Специалисты полагают, что классическая иранская музыка восходит именно к эпохе Сасанидов. Вероятнее всего, уже на стадии устного авторства эти песни обладали устойчивым тематическим и образным репертуаром, который в значительной мере перешел по наследству придворной поэзии первых веков господства ислама. Иначе было бы трудно объяснить такую популярность календарной тематики в зачинах хвалебных касыд X-XI вв. (стихотворения носят поздравительный характер и призваны заменить соответствующие темы песенного репертуара "суруд-и хусравани").
4. Особенно интересны для нас контексты так называемых “весенних касыд” (ноурузийа), в которых в качестве сезонных слов упоминаются птицы, поскольку в одном поэтическом контексте с птицами упоминаются лады и мелодии доисламских песен. В наследии Рудаки (860-941), которое сохранилось крайне неудовлетворительно, мы, тем не менее, находим такие строки весеннего зачина касыды (целевая часть не сохранилась).
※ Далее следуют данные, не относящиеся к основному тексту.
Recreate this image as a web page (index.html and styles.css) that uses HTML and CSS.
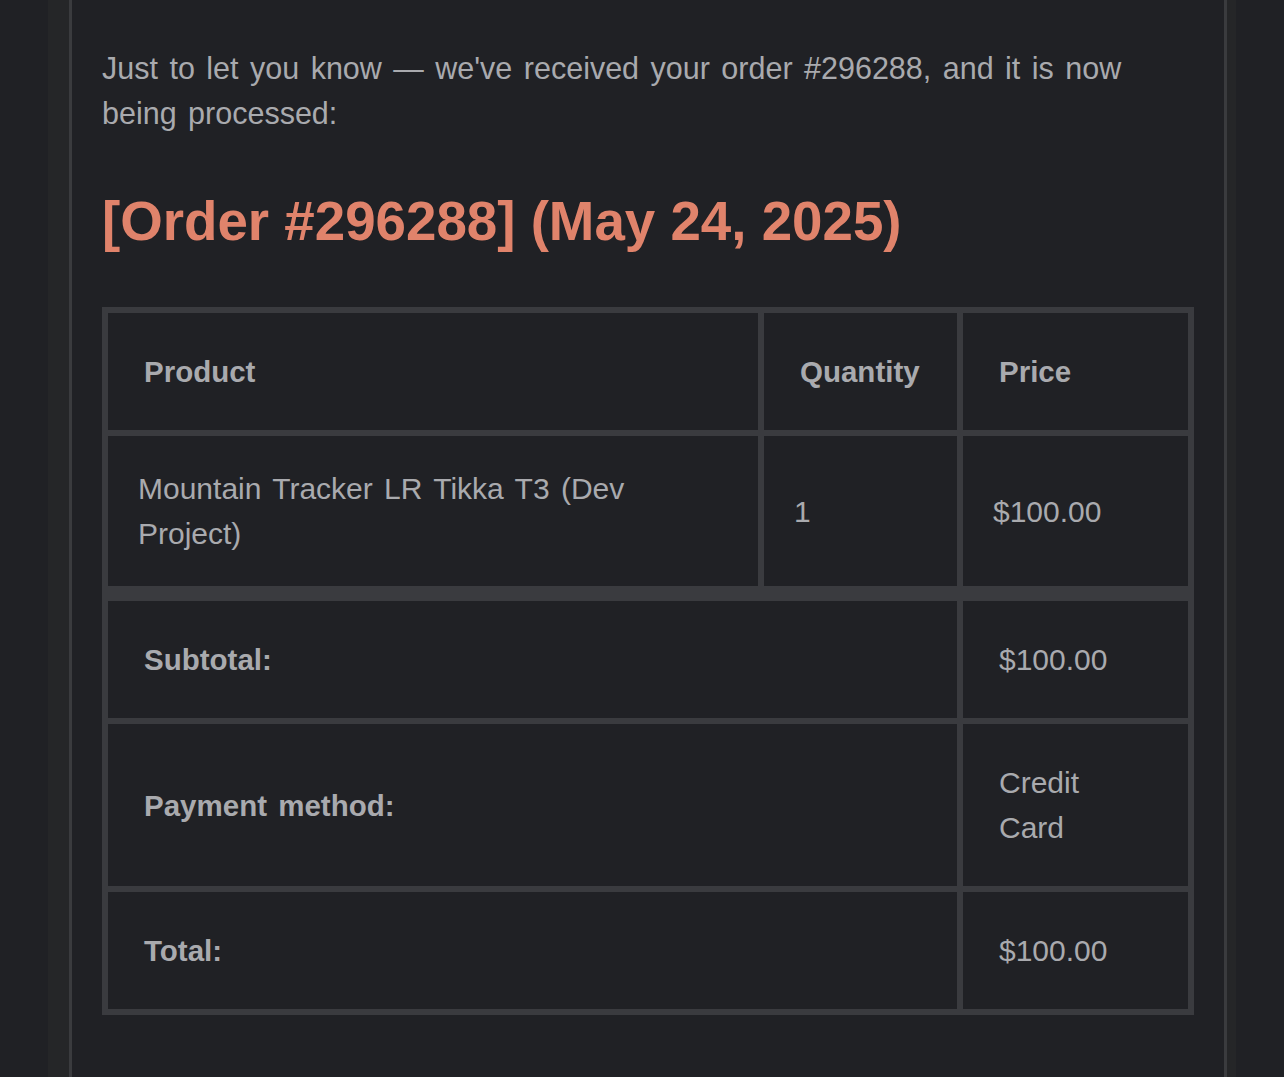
FILE: index.html
```html
<!DOCTYPE html>
<html lang="en">
<head>
<meta charset="utf-8">
<title>Order received</title>
<link rel="stylesheet" href="styles.css">
</head>
<body>
<div class="frame">
  <div class="sheet">
    <p class="intro">Just to let you know — we've received your order #296288, and it is now being processed:</p>
    <h2 class="order-title">[Order #296288] (May 24, 2025)</h2>
    <table class="order-table">
      <thead>
        <tr>
          <th class="col-product">Product</th>
          <th class="col-qty">Quantity</th>
          <th class="col-price">Price</th>
        </tr>
      </thead>
      <tbody>
        <tr>
          <td>Mountain Tracker LR Tikka T3 (Dev Project)</td>
          <td>1</td>
          <td>$100.00</td>
        </tr>
      </tbody>
      <tfoot>
        <tr class="first">
          <th colspan="2">Subtotal:</th>
          <td>$100.00</td>
        </tr>
        <tr>
          <th colspan="2">Payment method:</th>
          <td>Credit Card</td>
        </tr>
        <tr>
          <th colspan="2">Total:</th>
          <td>$100.00</td>
        </tr>
      </tfoot>
    </table>
  </div>
</div>
</body>
</html>
```

FILE: styles.css
```css
html, body {
  margin: 0;
  padding: 0;
  background: #202125;
}

body {
  font-family: "Liberation Sans", Arial, Helvetica, sans-serif;
  color: #a9aaae;
  word-spacing: 3px;
}

.frame {
  margin-left: 48px;
  width: 1188px;
  box-sizing: border-box;
  padding: 0 9px 0 21px;
  background: #252628;
  min-height: 1077px;
  display: flex;
}

.sheet {
  flex: 1;
  background: #202125;
  border-left: 3px solid #3a3b3e;
  border-right: 3px solid #3a3b3e;
  padding: 46px 30px 0;
}

.intro {
  margin: 0;
  font-size: 30.5px;
  line-height: 45px;
}

.order-title {
  margin: 50px 0 51px;
  font-size: 54.7px;
  line-height: 70px;
  font-weight: bold;
  color: #e0836b;
  word-spacing: 0;
}

.order-table {
  width: 1092px;
  table-layout: fixed;
  border-collapse: separate;
  border-spacing: 0;
  border: 3px solid #3a3b3f;
  font-size: 30px;
  line-height: 45px;
}

.order-table th,
.order-table td {
  border: 3px solid #3a3b3f;
  text-align: left;
  vertical-align: middle;
  box-sizing: border-box;
}

.order-table th {
  padding: 36px;
  font-size: 29.5px;
  font-weight: bold;
}

.order-table tbody td {
  padding: 30px;
}

.order-table tfoot td {
  padding: 36px;
}

.order-table tfoot tr.first th,
.order-table tfoot tr.first td {
  border-top-width: 12px;
}

.col-product { width: 656px; }
.col-qty { width: 199px; }
```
Соловей распевает среди ветвей ивы, // скворец вторит ему с кипариса.
Горлинка на кипарисе [выводит] старинные мелодии, // соловей вторит ей с розового куста удивительными (новыми) напевами…
Призови виночерпия и вкушай вино под звуки струн, // ведь в полях стонет скворец, а в саду – соловей.
Спустя век Манучихри развивает те же мотивы с упоминанием названий “старинных мелодий”, возможно упоминавшихся и в не дошедших до нас стихах Рудаки. У Манучихри имеются четыре касыды и один мусаммат (строфическое произведение) с такими “птичьими” зачинами. Одна из касыд начинается такими строками:
Ушли холода, и, схожая с павлином, явилась весна. // Вырвался в сад всякий, кто сидел взаперти…
Напевает горлинка на стройном кипарисе мелодию “Стройный кипарис”, // напевает соловей на верхушке розового куста мелодию “Калуси”…
Каждый миг, когда насвистывает [куропатка] мотив “Горной куропатки”, // вторит ей аист с зубца крепостной стены “Колокольным” напевом.